Jonathon Ross is best-known in the UK as a chat show host. He’s also a movie buff, comic collector, and married to Jane Goldman, who scripted the movie versions of Kick Ass, Stardust and X-Men: First Class. But despite these geeky credentials, the fact that he’s written a graphic novel remains something of a surprise.
Originally serialised in Mark Millar’s comics anthology Clint, Turf is a lot of ideas and genres rolled into one. Set in an alternate 1930s New York, there’s a gang war going on. Prohibition is in full swing, as are the smuggling operations and the speakeasys. The police are corrupt from the top down and everyone’s taking their cut.
But there’s a new gang in town. These mysterious eastern Europeans are literally blood-thirsty and only come out at night. Their vampiric credentials are impressive, hiding horrors in the basement of their gothic hideout that would make Count Dracula weak at the knees.
Then an alien space ship crash-lands in Central Park and things start getting really weird.
Although there’s a lot going on, Ross holds it together surprisingly well. The last chapter proved a bit disappointing, perhaps because tying all these plot threads and genre diversions together in a crescendo of violence proves to be less interesting than the journey. But Ross’s skill with dialogue, and the ease with which he draws tension and empathy from his melting-pot, actually makes for a great read.

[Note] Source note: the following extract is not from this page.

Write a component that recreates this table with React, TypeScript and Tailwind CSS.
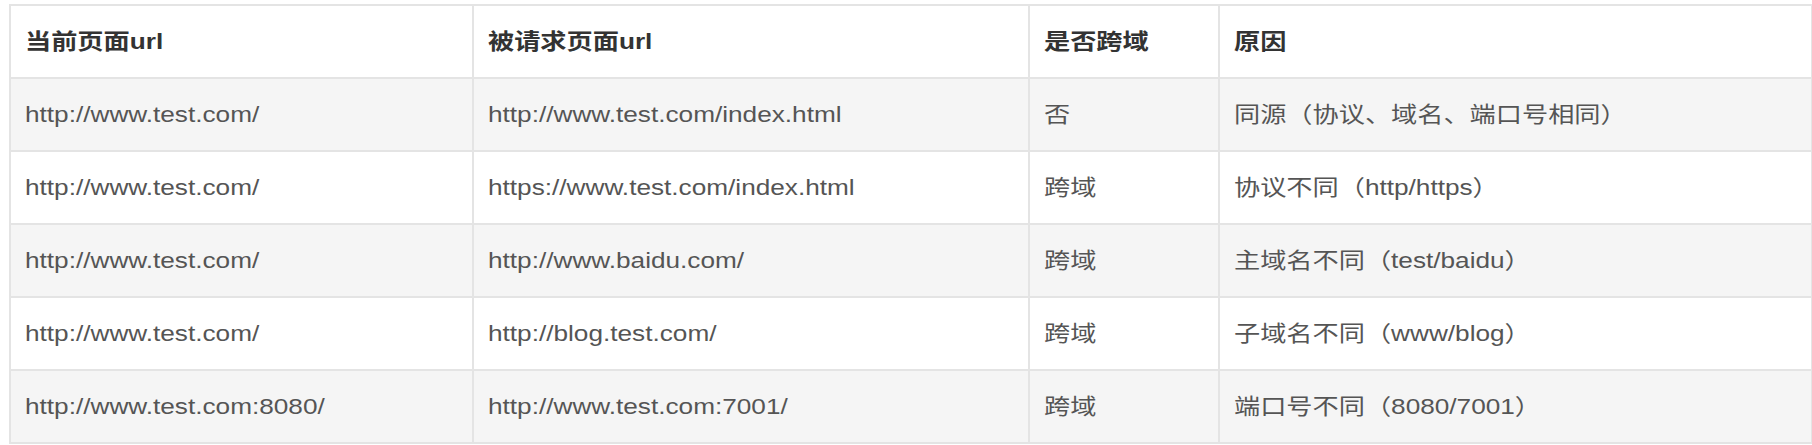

Tommy Lee Edwards’s art is well up to the job too. Considering the complexities of combining period gangster drama with vampires and aliens, Edwards holds the strange bedfellows together with remarkable skill.
Whether Ross thought “I’ve only got one chance at this” and lumped all his ideas into one, we’re not entirely sure. But he pulls it off, on the whole. The ending could have held more attraction, perhaps, if the story had been allowed more room to breathe. But we’re left wishing there was more of it, which is high praise in itself. For the comics debut of someone we’re more used to seeing presenting chat shows, Turf is a tight ship, and is bound to surprise Ross’s fans and critics alike with its intelligent take on a somewhat extreme genre mash-up.